Sheepshead hang around piers, bridges, rocks, and oyster beds. They eat the barnacles that grow on pilings and rocks. Start your quest for convict fish at such places. Take along a rod with a flexible tip that's loaded with 15-lb line. The last two feet should be a wire leader or a braided mono leader because those teeth can slice right through regular line like a knife.
As far as hooks are concerned, sheepshead anglers disagree on the correct size and type. The general consensus seems to be a 1/0 or 2/0 semi-circle or sheepshead hook. Some anglers swear by using red hooks exclusively.
The weight you use depends on the current where you're fishing. You want enough to keep your bait down, but you don't want it so heavy that it becomes cumbersome or that it spooks the wary sheeper. If you're fishing where there's little current, a couple of split shot might work. I used a one-ounce egg sinker on my last fishing trip.
Few sheepie fishermen agree on baits, either. Some won't use anything but fiddler crabs, while others like to use small pieces of fresh dead shrimp. I've seen plenty of old timers scrape barnacles from pier pilings and attach them to their hooks using rubber bands. My good luck came about through the use of sand fleas. (Read my article about free bait, where I describe how to catch sand fleas. The link is below.)
I fish from a pier. On my most recent fishing trip, I used sand fleas - mostly because I had my grandson along to gather them for me. I hooked the sand flea on my hook and tossed my line under the pier, near a set of pilings. Next, I slowly retrieved my bait, kind of bumping it along the bottom. When I felt a tug, I didn't attempt to set the hook. I just kept reeling in my line. Voila! I caught a sheepshead. It was the first one I had ever caught, and I was excited, but I tried not to get overly excited.
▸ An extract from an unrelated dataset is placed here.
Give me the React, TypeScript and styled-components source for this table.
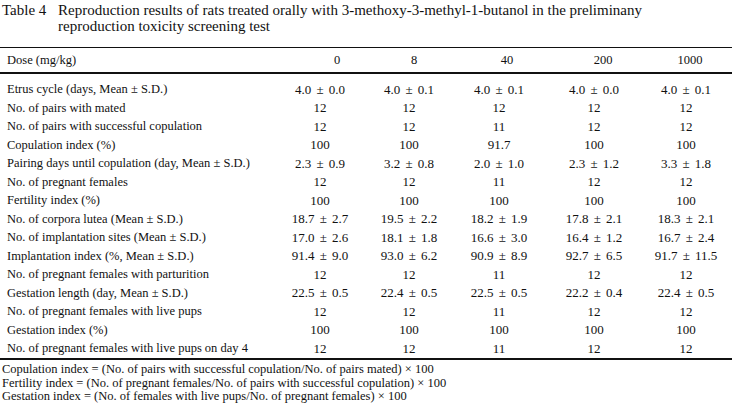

I knew it might not happen again.
I figured this was just dumb luck, but I decided to try it again, anyway. It wasn't long before I felt another tug and reeled in another sheepie. Later, I hooked one too big to get on the pier without a drop net, and by the time a pal dropped it into the water, the striped bruiser had broken my line. This one was huge! I'm glad I at least got to see it, even if I didn't actually get to land it.
The water was clear enough to catch glimpses of the fish feeding around the pilings, and there were several fishermen who were targeting the species. Some dropped their lines straight down by a piling and then reeled it up about a foot or so. They bent over the peir railing and bobbed their bait up and down, waiting for a sheepshead to bite. Yeah...I've tried that method, too, but I could never hook one that way, although they seemed to have no problem catching their limit with this particular method.
Another method for catching sheepshead is to create sort of a feeding frenzy. This takes a little work, but if you really want to increase your chances of landing convict fish, this might be your best bet. At low tide, wade out to the pier pilings. Take along a straight hoe or some other scraping device and a bucket. Scrape a good supply of barnacles off a couple of pier supports and put them in your bucket. At high tide, go back to the top of the pier and toss your baited hook near a piling. Drop handfuls of barnacles into the water, near your hook. Hopefully, the nearby sheepshead will work themselves into a feeding frenzy and they'll forget about being so careful. Obviously, the question of how to catch sheepshead has more than one answer!
As I said, the sheepshead skunked me for years, but maybe now I can start evening the score. They're still WAY ahead of me, though. As sort of a by-product of sheepshead fishing, you'll probably end up catching some black drum, too. These fish can grow to enormous sizes, over 50 pounds. Ones this size are fun to catch, but they're not good to eat. The smaller ones, called puppy drum, however, make for great eating. If you catch one that's five pounds or under in weight, it will be excellent table fare.
Once you catch yourself a mess of sheepshead, cook them while they're super fresh! Sheepshead are delicious. They're great prepared just about any way. Dredge them in flour or cornmeal and fry them, or grill them over charcoal. They can also be broiled, baked, or stuffed.